UNE SOCIÉTÉ PROFONDÉMENT ANTI-FEMMES
« Il y a fort à parier que les femmes brillantes n'ont jamais été rares, à quelque époque que ce soit et dans quelque société que ce soit », affirme Roy Casagranda. Pourtant, la misogynie et le patriarcat ont tenté de les faire disparaître. « Quand une société restreint sévèrement l’accès des femmes à l’éducation et aux opportunités, le résultat est prévisible ». Pour la société hellénique, les historiens ne connaissent que « trente femmes philosophes ». La mère de Platon, par exemple, était l’une d’entre elles.
Platon lui-même a reconnu qu’il y avait un problème dans la société athénienne. Dans son dialogue La République, en opposition à beaucoup de penseurs de son temps, il écrivit « la nature féminine et la nature masculine ne diffèrent pas en ce qui concerne la capacité à gouverner (Livre V) ». Dans une critique des conventions sociales et du rôle des femmes dans la gestion du foyer, il ajoute « il est absurde d’assigner des tâches différentes à des personnes ayant les mêmes aptitudes et compétences ».

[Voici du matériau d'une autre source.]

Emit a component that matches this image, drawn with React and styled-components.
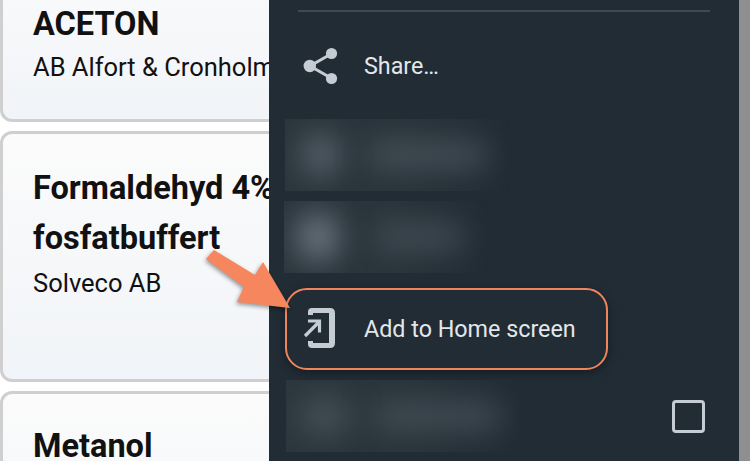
import styled, { createGlobalStyle } from 'styled-components';

const GlobalStyle = createGlobalStyle`
  html, body {
    margin: 0;
    padding: 0;
    background: #ffffff;
  }
`;

const Screen = styled.div`
  position: relative;
  width: 750px;
  height: 461px;
  overflow: hidden;
  display: flex;
  font-family: Roboto, "Liberation Sans", sans-serif;
`;

const CardList = styled.div`
  width: 269px;
  flex: none;
  overflow: hidden;
  display: flex;
  flex-direction: column;
  gap: 9px;
  margin-top: -60px;
`;

const Card = styled.div`
  width: 400px;
  height: ${(p) => p.$height}px;
  flex: none;
  box-sizing: border-box;
  padding: ${(p) => p.$top}px 0 0 30px;
  border: 3px solid #cfcfcf;
  border-radius: 12px;
  background: linear-gradient(180deg, #fbfbfb, #f1f4f8);
  color: #111;
`;

const Name = styled.div`
  font-size: 32.5px;
  font-weight: 700;
  line-height: 50px;
  white-space: nowrap;
`;

const Company = styled.div`
  font-size: 25.5px;
  line-height: 36px;
  margin-top: ${(p) => p.$gap || 0}px;
  white-space: nowrap;
`;

const Menu = styled.div`
  width: 470px;
  flex: none;
  background: #212c35;
  box-sizing: border-box;
  padding: 10px 0 0 15px;
  display: flex;
  flex-direction: column;
`;

const Divider = styled.div`
  height: 2px;
  margin: 0 29px 0 14px;
  background: #414a50;
`;

const Row = styled.div`
  display: flex;
  align-items: center;
  height: 72px;
  margin-top: 18px;
  padding-left: 19px;
  color: #e4e7ea;
  font-size: 23.3px;
`;

const IconSlot = styled.div`
  width: 61px;
  flex: none;
  display: flex;
`;

const Blurred = styled.div`
  height: 72px;
  flex: none;
  width: ${(p) => p.$width}px;
  margin: ${(p) => p.$margin};
  overflow: hidden;
  background: linear-gradient(90deg, #2b363d 0%, #29343b 55%, #212c35 100%);
  display: flex;
  align-items: center;
`;

const Smear = styled.div`
  flex: none;
  width: ${(p) => p.$width}px;
  height: ${(p) => p.$height}px;
  margin-left: ${(p) => p.$left}px;
  background: ${(p) => p.$color};
  border-radius: 20px;
  filter: blur(15px);
`;

const Highlight = styled.div`
  display: flex;
  align-items: center;
  box-sizing: border-box;
  width: 323px;
  height: 82px;
  margin: 15px 0 0 1px;
  padding-left: 16px;
  border: 2px solid #f0845c;
  border-radius: 22px;
  background: #212c35;
  box-shadow: 0 3px 10px rgba(0, 0, 0, 0.35);
  color: #e4e7ea;
  font-size: 23.3px;
`;

const LastRow = styled.div`
  display: flex;
  align-items: center;
  justify-content: space-between;
  margin-top: 10px;
  padding-right: 34px;
`;

const Check = styled.div`
  width: 33px;
  height: 33px;
  box-sizing: border-box;
  border: 3px solid #c6ccd4;
  border-radius: 4px;
`;

const Edge = styled.div`
  flex: 1;
  background: #8f8f8f;
`;

const Arrow = styled.svg`
  position: absolute;
  left: 200px;
  top: 245px;
  filter: drop-shadow(-1px 2px 2px rgba(0, 0, 0, 0.4));
`;

const ShareIcon = () => (
  <svg width="36" height="38" viewBox="0 0 36 38" fill="#c6ccd4" stroke="#c6ccd4">
    <path d="M28 7 L7 19 L28 31" fill="none" strokeWidth="3" />
    <circle cx="28.5" cy="6.5" r="5.6" stroke="none" />
    <circle cx="6.8" cy="19" r="6.2" stroke="none" />
    <circle cx="28.5" cy="31.5" r="5.6" stroke="none" />
  </svg>
);

const AddHomeIcon = () => (
  <svg width="32" height="42" viewBox="0 0 32 42">
    <path
      d="M5 4 Q5 0 9 0 H27 Q32 0 32 5 V35 Q32 40 27 40 H9 Q5 40 5 36 V33 H10 V35 H26 V5 H10 V7 H5 Z"
      fill="#c6ccd4"
    />
    <path d="M2 28 L15 15 M5 13 H16.5 V24.5" fill="none" stroke="#c6ccd4" strokeWidth="3.2" />
  </svg>
);

const App = () => {
  return (
    <Screen>
      <GlobalStyle />
      <CardList>
        <Card $height={182} $top={56}>
          <Name>ACETON</Name>
          <Company>AB Alfort &amp; Cronholm</Company>
        </Card>
        <Card $height={251} $top={29}>
          <Name>Formaldehyd 4%</Name>
          <Name>fosfatbuffert</Name>
          <Company $gap={2}>Solveco AB</Company>
        </Card>
        <Card $height={200} $top={27}>
          <Name>Metanol</Name>
        </Card>
      </CardList>
      <Menu>
        <Divider />
        <Row>
          <IconSlot><ShareIcon /></IconSlot>
          Share…
        </Row>
        <Blurred $width={225} $margin="17px 0 0 1px">
          <Smear $width={36} $height={40} $left={18} $color="#5d6770" />
          <Smear $width={120} $height={22} $left={28} $color="#4a555d" />
        </Blurred>
        <Blurred $width={205} $margin="10px 0 0 0">
          <Smear $width={40} $height={48} $left={14} $color="#6e7882" />
          <Smear $width={90} $height={22} $left={36} $color="#465159" />
        </Blurred>
        <Highlight>
          <IconSlot><AddHomeIcon /></IconSlot>
          Add to Home screen
        </Highlight>
        <LastRow>
          <Blurred $width={235} $margin="0 0 0 2px">
            <Smear $width={50} $height={36} $left={14} $color="#475159" />
            <Smear $width={130} $height={22} $left={22} $color="#47525a" />
          </Blurred>
          <Check />
        </LastRow>
      </Menu>
      <Edge />
      <Arrow width="100" height="90" viewBox="0 0 100 90">
        <path d="M6 14 L14 5 L55 30 L63 17 L90 63 L37 57 L44 42 Z" fill="#f6865e" />
      </Arrow>
    </Screen>
  );
};

export default App;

Platon estimait que « même s’il y avait plus d’hommes talentueux que de femmes, cela ne signifiait pas que la société pouvait se permettre de perdre une partie importante de son talent ». Selon Roy Casagranda, Platon estimait que : « si des opportunités pour les femmes d’exceller n'étaient pas créées, cela équivaudrait à perdre 25 % du talent de la société ».
Aristote, qui était l'élève de Platon, avait pour postulat que les femmes étaient « des hommes déformés ». Dans son ouvrage La Génération des animaux, il écrivit « la femelle est comme un mâle mutilé ou déformé ». Cette misogynie dissimulée derrière le voile de la philosophie donner à voir les obstacles qu’Aspasie, comme d’autres, ont dû rencontrer tout au long de leur vie. « Le fait qu’elle ait réussi à se faire une place dans la haute société athénienne démontre à quel point son talent devait être extraordinaire », conclut Casagranda.